Rep. Price offered the following concurrent resolution:
House Concurrent Resolution No. 9.
A concurrent resolution to urge the Federal Energy Regulatory Commission to grant a rehearing and modify its December 16, 2010 order approving the Midwest Independent Transmission System Operator's cost allocation proposal to socialize transmissions costs.
Whereas, The need for and cost of new, long-distance transmission lines is an important challenge facing the electricity industry in the United States. Most industry experts agree that new transmission facilities are needed to ensure that the electric grid system in the United States can support the development of new renewable energy projects and meet the future electric demands of a technologically driven economy. However, transmission enhancements are extremely expensive. For instance, the Department of Energy estimates that expanding the use of wind power will require transmission expansion costs of $60 billion by 2030; and
Whereas, Ultimately, the costs of new transmission and who pays these costs are determined by the Federal Energy Regulatory Commission (FERC). Under the Federal Power Act, FERC has the authority to regulate interstate transmission and must ensure that transmission rates are just and reasonable. Justness is also a centerpiece of FERC's Order 890, issued in 2007, which establishes the commission's transmission cost allocation principles. Under Order 890, FERC stated that when determining who pays for new transmission, they will first consider whether the cost allocation proposal fairly assigns costs among participants, including those who cause them to be incurred and those who otherwise benefit from them.

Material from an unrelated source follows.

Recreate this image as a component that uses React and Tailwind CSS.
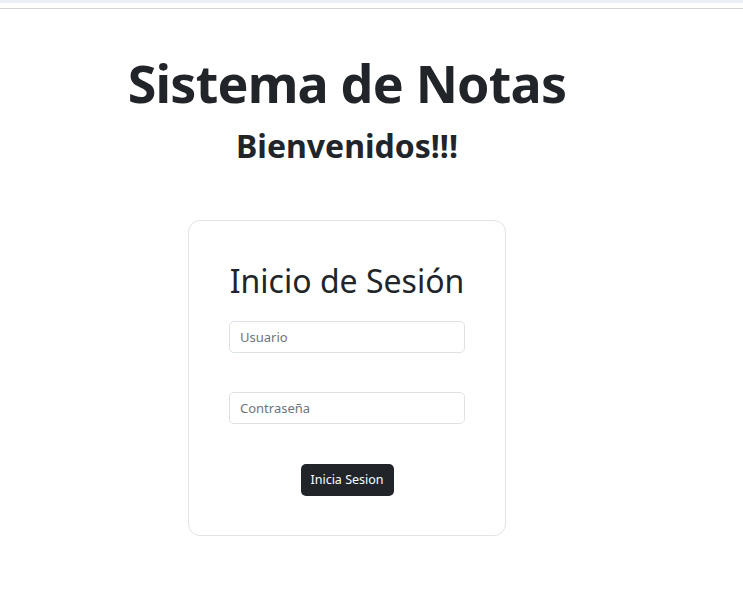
import React from "react";

export default function App() {
  return (
    <div className="min-h-[594px] bg-white text-[#212529]" style={{ fontFamily: '"Noto Sans", "Open Sans", sans-serif' }}>
      <div className="h-[3px] bg-[#eaeff6]" />
      <div className="h-[5px] bg-white" />
      <div className="h-px bg-[#d4d4d4]" />
      <div className="w-[694px] flex flex-col items-center">
        <h1 className="mt-[43px] text-[52px] leading-[1.2] font-bold tracking-[-0.8px]">Sistema de Notas</h1>
        <h2 className="mt-[13px] text-[32px] leading-[1.2] font-bold">Bienvenidos!!!</h2>
        <div className="mt-[54px] w-[318px] h-[316px] border border-[#e3e3e3] rounded-[12px] flex flex-col items-center">
          <h3 className="mt-[41px] text-[32px] leading-[1.2] font-normal">Inicio de Sesión</h3>
          <input
            placeholder="Usuario"
            className="mt-[21px] w-[236px] h-[32px] border border-[#dee2e6] rounded-[5px] px-[10px] text-[13px] placeholder:text-[#6c757d] outline-none"
          />
          <input
            placeholder="Contraseña"
            type="password"
            className="mt-[39px] w-[236px] h-[32px] border border-[#dee2e6] rounded-[5px] px-[10px] text-[13px] placeholder:text-[#6c757d] outline-none"
          />
          <button className="mt-[40px] w-[93px] h-[32px] bg-[#212529] text-white text-[12.5px] rounded-[5px]">Inicia Sesion</button>
        </div>
      </div>
    </div>
  );
}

FERC also stated the intent to consider the support of state authorities and participants when approving cost allocation proposals; and
Whereas, The transmission tariff proposed by the Midwest Independent Transmission System Operator (MISO), which controls the grid in Michigan, 14 other states, and the province of Manitoba, is neither fair nor just, particularly for Michigan ratepayers. MISO's plan to allocate 100 percent of the costs of certain transmission projects designated as "Multi Value Projects" (MVP) to all customers in the MISO region does not consider the unique situation of Michigan as a peninsular state that will generally not benefit from the construction of transmission lines in other parts of the MISO region; and
Whereas, Since Michigan accounts for 20 percent of the MISO market its consumers would have to pay a fifth of the $16 billion in transmission projects planned in the region under the FERC plan even though the state would get little to no benefit from the projects. That means Michigan citizens and businesses will have to pay an additional $640 million annually for more than two decades even though the state will receive none of the electricity delivered by these new power lines. This will only make it harder for the state to attract and keep businesses. FERC’s ruling could set an unfortunate precedent that punishes consumers around the country by abandoning the requirement that only those benefiting from transmission should pay for it; and
Whereas, In a November 7, 2010 editorial entitled "The Great Transmission Heist: The latest scheme to subsidize solar and wind power to the detriment of rate payers," the Wall Street Journal (WSJ) criticized the FERC for promoting unjust socialized cost allocation proposals. According to the WSJ, the FERC wants electricity customers to subsidize the costs of multi-billion dollar transmission lines to connect remote wind and solar projects to the nation's electric power grid. The WSJ says that Michigan will be one of the "biggest losers" under FERC's socialized cost allocation scheme; and
Whereas, Michigan ratepayers are already bearing the costs of renewable energy-related transmission. Pursuant to the Clean, Renewable, and Efficient Energy Act, enacted by Michigan lawmakers in 2008, Michigan ratepayers are responsible for the cost of transmission that is needed to deploy renewable energy projects within our state. MISO and FERC must take these costs into consideration before they layer additional transmission costs on Michigan ratepayers; and
Whereas, Since MISO's transmission tariff is not fair to Michigan ratepayers, it should not have been approved by FERC. Additionally, FERC was wrong to approve the tariff because MISO's MVP proposal is not supported by state authorities and participants across the MISO region; now, therefore, be it
Resolved by the House of Representatives (the Senate concurring), That we support the Michigan Public Service Commission's and the MISO Northeast Transmission Customers' request for clarification and application for rehearing of FERC's December 16 Order approving the Midwest Independent Transmission System Operator's cost allocation proposal to socialize transmissions costs; and be it further
Resolved, That we urge FERC to modify its December 16 Order so that Michigan ratepayers are fairly treated and only those ratepayers who benefit from transmission upgrades bear the cots of those upgrades; and be it further
Resolved, That copies of this resolution be transmitted to the Chairman of the Federal Energy Regulatory Commission, the Chairman of the Michigan Public Service Commission, the Chairman of the Midwest Independent Transmission System Operator, and the Chairman of the ITC Transco.